In single-threaded code, statically preventing mutation of externally held references sounds like it would prevent a lot of bugs, but my experience in Julia and Python is that I rarely encounter these bugs. Your mileage may vary.

There are also some unexpected minor benefits of the borrowchecker that deserves mention: Guaranteeing the compiler that data is immutable unlocks optimisations, and likewise, guaranteeing that mutable data is not aliased enables other optimisations. The borrowchecker's mechanism can be leveraged for some nice, seemingly unrelated tricks, such as lock-free mutation of locks, and locks that take up 1 byte of memory.

Conclusion

When coding in my day job, I switch between Julia, Python and Rust. I persistently experience the grass is greener on the other side of the fence: When I switch from Julia to Rust, I miss Julia's strengths. When I don't program in Rust, I miss the many good things that Rust offers: I miss Rust's concise enums and their exhaustive matches. I miss traits, and the strong guarantees they come with. I miss the great tooling, such as rust-analyser.
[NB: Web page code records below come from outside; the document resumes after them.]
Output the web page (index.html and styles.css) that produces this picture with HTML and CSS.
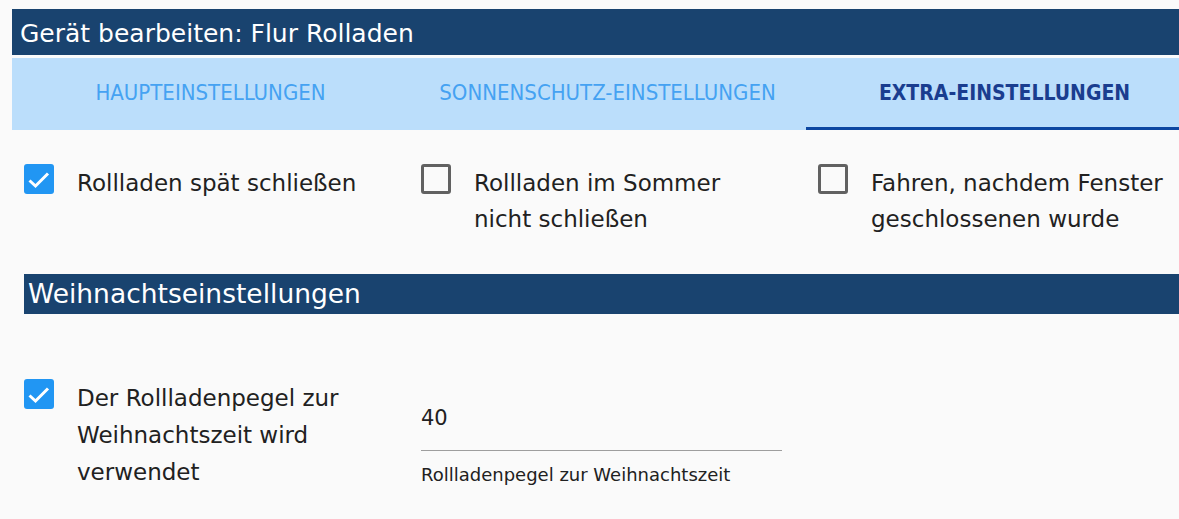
FILE: index.html
```html
<!DOCTYPE html>
<html lang="de">
<head>
  <meta charset="UTF-8" />
  <meta name="viewport" content="width=device-width, initial-scale=1.0" />
  <title>Gerät bearbeiten</title>
  <link rel="stylesheet" href="styles.css">
</head>
<body>
  <main class="dialog">
    <h1 class="dialog-title">Gerät bearbeiten: Flur Rolladen</h1>

    <nav class="tabs">
      <div class="tab">Haupteinstellungen</div>
      <div class="tab">Sonnenschutz-Einstellungen</div>
      <div class="tab active">Extra-Einstellungen</div>
    </nav>

    <section class="row">
      <label class="option">
        <span class="box checked">
          <svg viewBox="0 0 30 30"><path d="M5.5 16.5l6 5.5L24 9.5" /></svg>
        </span>
        <span class="option-text">Rollladen spät schließen</span>
      </label>
      <label class="option">
        <span class="box"></span>
        <span class="option-text">Rollladen im Sommer nicht schließen</span>
      </label>
      <label class="option">
        <span class="box"></span>
        <span class="option-text">Fahren, nachdem Fenster geschlossenen wurde</span>
      </label>
    </section>

    <h2 class="section-title">Weihnachtseinstellungen</h2>

    <section class="row row-xmas">
      <label class="option">
        <span class="box checked">
          <svg viewBox="0 0 30 30"><path d="M5.5 16.5l6 5.5L24 9.5" /></svg>
        </span>
        <span class="option-text">Der Rollladenpegel zur Weihnachtszeit wird verwendet</span>
      </label>
      <div class="field">
        <div class="field-input">40</div>
        <div class="field-help">Rollladenpegel zur Weihnachtszeit</div>
      </div>
    </section>
  </main>
</body>
</html>
```

FILE: styles.css
```css
body {
  margin: 0;
  padding: 0;
  background: #fafafa;
  font-family: "DejaVu Sans", "Open Sans", sans-serif;
  color: #212121;
  overflow: hidden;
}

.dialog {
  width: 1191px;
  padding: 9px 0 0 12px;
}

.dialog-title {
  margin: 0;
  height: 43px;
  line-height: 43px;
  padding: 3px 0 0 8px;
  background: #19436f;
  color: white;
  font-size: 25px;
  font-weight: normal;
}

.tabs {
  margin-top: 3px;
  display: grid;
  grid-template-columns: repeat(3, 397px);
  height: 72px;
  background: #bbdefb;
}

.tab {
  display: flex;
  align-items: center;
  justify-content: center;
  text-transform: uppercase;
  font-family: "DejaVu Sans Condensed", "DejaVu Sans", sans-serif;
  font-size: 22px;
  color: #45a2f2;
  box-sizing: border-box;
  border-bottom: 3px solid transparent;
}

.tab.active {
  color: #1a3d8f;
  font-weight: bold;
  font-size: 21px;
  border-bottom-color: #0d47a1;
}

.row {
  display: grid;
  grid-template-columns: repeat(3, 397px);
  margin-top: 34px;
}

.option {
  display: flex;
  align-items: flex-start;
  padding: 0 12px;
}

.box {
  flex: none;
  width: 30px;
  height: 30px;
  box-sizing: border-box;
  border: 3px solid #616161;
  border-radius: 3px;
  margin-right: 23px;
}

.box.checked {
  background: #2196f3;
  border: none;
}

.box svg {
  display: block;
  width: 30px;
  height: 30px;
  fill: none;
  stroke: white;
  stroke-width: 3;
}

.option-text {
  width: 300px;
  font-size: 23px;
  line-height: 36px;
  margin-top: 1px;
}

.section-title {
  margin: 37px 0 0 12px;
  height: 40px;
  line-height: 40px;
  padding-left: 4px;
  background: #19436f;
  color: white;
  font-size: 26.5px;
  font-weight: normal;
}

.row-xmas {
  margin-top: 65px;
}

.row-xmas .option-text {
  line-height: 37px;
}

.field {
  padding: 0 12px;
  width: 361px;
}

.field-input {
  font-size: 21px;
  height: 50px;
  box-sizing: border-box;
  border-bottom: 1px solid #9e9e9e;
  margin-top: 22px;
  line-height: 26px;
  padding-top: 4px;
}

.field-help {
  font-size: 18px;
  margin-top: 13px;
}
```
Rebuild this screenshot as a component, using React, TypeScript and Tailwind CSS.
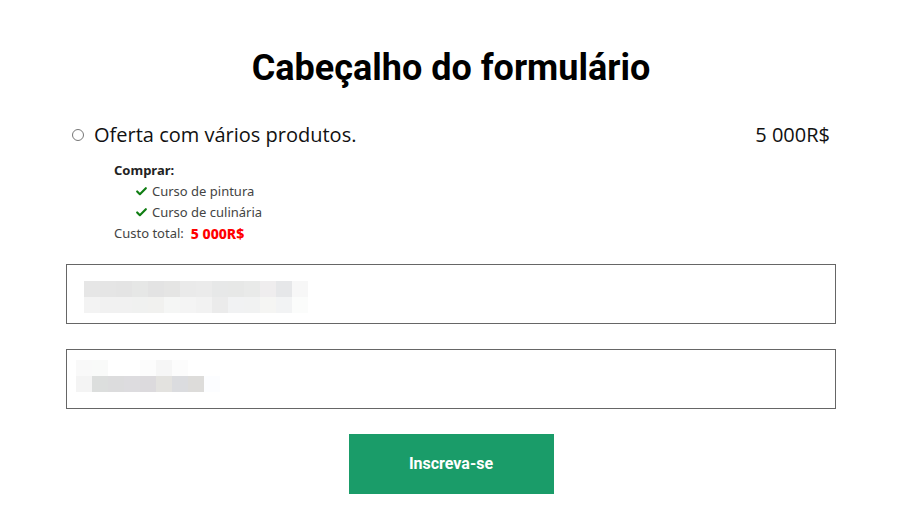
import { Check } from "lucide-react";

// blurred placeholder text, drawn as pixel blocks
const field1 = [
  ["#e6e6e6", "#e5e5e5", "#e4e4e4", "#e6e7e6", "#e3e3e3", "#e5e5e4", "#eaeaea", "#ebebeb", "#e7e8e8", "#e7e8e7", "#e9eae9", "#efedee", "#e6e7e9", "#f7f7f7"],
  ["#f3f3f3", "#f1f1f1", "#f1f1f1", "#f0f1f0", "#f1f1ef", "#f5f6f5", "#f4f4f4", "#f2f2f2", "#ebebeb", "#f1f2f3", "#f1f2f2", "#f5f5f3", "#f2f3f4", "#fbfcfb"],
];

const field2 = [
  ["#f9f9f9", "#f9faf9", "#ffffff", "#ffffff", "#fcfcfc", "#f6f6f6", "#fcfcfc", "#ffffff", "#ffffff"],
  ["#f4f4f4", "#dcdedd", "#dcdcdd", "#dddcdf", "#dcdadd", "#e3e2df", "#dbdcdf", "#dddcda", "#fcfdff"],
];

function Blur({ rows }: { rows: string[][] }) {
  return (
    <div className="flex flex-col">
      {rows.map((row, i) => (
        <div key={i} className="flex">
          {row.map((c, j) => (
            <div key={j} className="w-4 h-4" style={{ backgroundColor: c }} />
          ))}
        </div>
      ))}
    </div>
  );
}

export default function App() {
  return (
    <div className="w-[915px] h-[531px] bg-white font-['Open_Sans',sans-serif] text-black">
      <div className="w-[770px] ml-[66px] flex flex-col">
        {/* Title */}
        <h1 className="mt-[45px] text-center font-['Roboto',sans-serif] font-bold text-[36px] leading-[46px] text-black">
          Cabeçalho do formulário
        </h1>

        {/* Offer */}
        <div className="mt-[30px] flex items-center justify-between pl-[6px] pr-[6px]">
          <div className="flex items-center gap-[10px]">
            <span className="w-[12px] h-[12px] rounded-full border border-[#767676] bg-white" />
            <span className="text-[20px] leading-[28px] text-[#111]">Oferta com vários produtos.</span>
          </div>
          <span className="text-[20px] leading-[28px] text-[#111]">5 000R$</span>
        </div>

        <div className="mt-[11px] ml-[48px] flex flex-col text-[13px] leading-[21px] text-[#444] font-['Noto_Sans',sans-serif]">
          <span className="font-bold text-[#222]">Comprar:</span>
          <div className="ml-[21px] flex items-center gap-[4px]">
            <Check className="w-[13px] h-[13px] text-[#0f7d12]" strokeWidth={4} />
            <span>Curso de pintura</span>
          </div>
          <div className="ml-[21px] flex items-center gap-[4px]">
            <Check className="w-[13px] h-[13px] text-[#0f7d12]" strokeWidth={4} />
            <span>Curso de culinária</span>
          </div>
          <div className="flex items-center gap-[7px]">
            <span>Custo total:</span>
            <span className="font-extrabold text-[14px] text-[#ff0000]">5 000R$</span>
          </div>
        </div>

        {/* Inputs */}
        <div className="mt-[20px] h-[60px] border border-[#666] flex items-center pl-[17px] pt-[6px]">
          <Blur rows={field1} />
        </div>
        <div className="mt-[25px] h-[60px] border border-[#666] flex items-center pl-[9px] pb-[6px]">
          <Blur rows={field2} />
        </div>

        {/* Submit */}
        <button className="mt-[25px] self-center w-[205px] h-[60px] bg-[#1a9c69] text-white font-['Roboto',sans-serif] font-bold text-[16px]">
          Inscreva-se
        </button>
      </div>
    </div>
  );
}
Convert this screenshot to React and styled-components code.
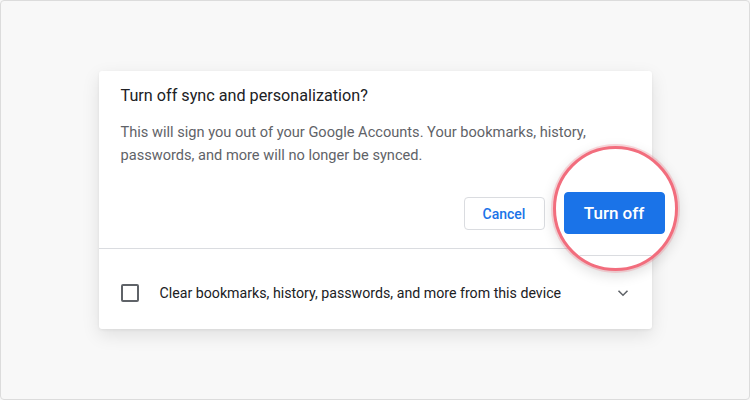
import React from 'react'
import styled, { createGlobalStyle } from 'styled-components'

const GlobalStyle = createGlobalStyle`
    html, body {
        margin: 0;
        padding: 0;
        background: #f8f8f8;
        font-family: Roboto, "Liberation Sans", Arial, sans-serif;
    }
    * { box-sizing: border-box; }
`

const Frame = styled.div`
    width: 750px;
    height: 400px;
    border: 1px solid #dcdcdc;
    border-radius: 4px;
    background: #f8f8f8;
    display: flex;
    align-items: center;
    justify-content: center;
`

const Dialog = styled.div`
    position: relative;
    width: 553px;
    background: #fff;
    border-radius: 3px;
    box-shadow: 0 6px 18px rgba(0, 0, 0, 0.1), 0 1px 3px rgba(0, 0, 0, 0.06);
`

const Top = styled.div`
    padding: 15px 13px 18px 22px;
`

const Title = styled.h1`
    margin: 0;
    font-size: 16.2px;
    line-height: 20px;
    font-weight: 400;
    color: #202124;
`

const Body = styled.p`
    margin: 15px 0 0;
    font-size: 14.6px;
    line-height: 23px;
    color: #5f6368;
`

const Actions = styled.div`
    display: flex;
    justify-content: flex-end;
    gap: 13px;
    margin-top: 30px;
`

const Button = styled.button`
    height: ${p => p.big ? 42 : 33}px;
    width: ${p => p.big ? 101 : 81}px;
    padding: 0;
    border-radius: 4px;
    font-family: inherit;
    font-size: ${p => p.big ? 17 : 14}px;
    font-weight: 500;
    cursor: pointer;
    border: 1px solid ${p => p.primary ? '#1a73e8' : '#dadce0'};
    background: ${p => p.primary ? '#1a73e8' : '#fff'};
    color: ${p => p.primary ? '#fff' : '#1a73e8'};
`

const Divider = styled.div`
    height: 1px;
    background: #dadce0;
`

const Bottom = styled.div`
    display: flex;
    align-items: center;
    padding: 35px 22px 27px;
`

const Checkbox = styled.span`
    width: 18px;
    height: 18px;
    border: 2px solid #5f6368;
    border-radius: 2px;
    flex: none;
`

const Label = styled.span`
    flex: 1;
    margin-left: 21px;
    font-size: 14.2px;
    line-height: 18px;
    color: #202124;
`

const Chevron = styled.svg`
    width: 12px;
    height: 8px;
    margin-right: 1px;
`

const Magnifier = styled.div`
    position: absolute;
    left: 454px;
    top: 75px;
    width: 125px;
    height: 125px;
    border-radius: 50%;
    border: 3px solid #f26d7d;
    background: #fff;
    overflow: hidden;
    box-shadow: 0 0 0 2px rgba(242, 109, 125, 0.25), 0 4px 14px rgba(0, 0, 0, 0.14);
`

const MagContent = styled.div`
    position: absolute;
    left: 8px;
    top: 43px;
`

const MagDivider = styled.div`
    position: absolute;
    left: 0;
    top: 106px;
    width: 105px;
    height: 1px;
    background: #dadce0;
`

export default function App() {
    return (
        <>
            <GlobalStyle />
            <Frame>
                <Dialog>
                    <Top>
                        <Title>Turn off sync and personalization?</Title>
                        <Body>
                            This will sign you out of your Google Accounts. Your bookmarks, history,
                            <br />
                            passwords, and more will no longer be synced.
                        </Body>
                        <Actions>
                            <Button>Cancel</Button>
                            <Button primary aria-hidden="true" tabIndex={-1}></Button>
                        </Actions>
                    </Top>
                    <Divider />
                    <Bottom>
                        <Checkbox />
                        <Label>Clear bookmarks, history, passwords, and more from this device</Label>
                        <Chevron viewBox="0 0 12 8" fill="none">
                            <path d="M1.5 1.8 L6 6.2 L10.5 1.8" stroke="#5f6368" strokeWidth="1.6" />
                        </Chevron>
                    </Bottom>
                    <Magnifier>
                        <MagDivider />
                        <MagContent>
                            <Button primary big>Turn off</Button>
                        </MagContent>
                    </Magnifier>
                </Dialog>
            </Frame>
        </>
    )
}
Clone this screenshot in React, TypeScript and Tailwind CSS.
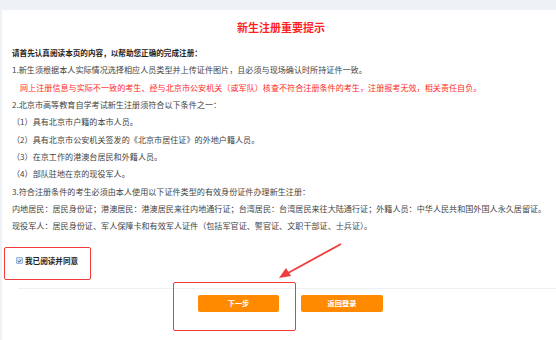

I absolutely don't miss the borrowchecker.

[1] A famous Rust resource teaches people to write a doubly linked list in Rust, and in doing so demonstrates tonnes of Rust's features, because those are the wild hoops Rust programmers have to jump through: https://rust-unofficial.github.io/too-many-lists/.
[2] I suppose you could also have reference counting like Swift, which, although it's technically garbage collection, is not what most people mean by that term. And you could have syntactic sugar coating manual memory management, like Zig.
[3] The benchmark page lists Rust as being 7x faster than Julia. Amazingly, this is because there are different rules for GC versus non-GC languages. Only the latter are allowed to use custom memory management, and Rust only achieves its performance by using a custom bump allocator. This is perfectly doable in Julia, but arbitrarily banned in the competition.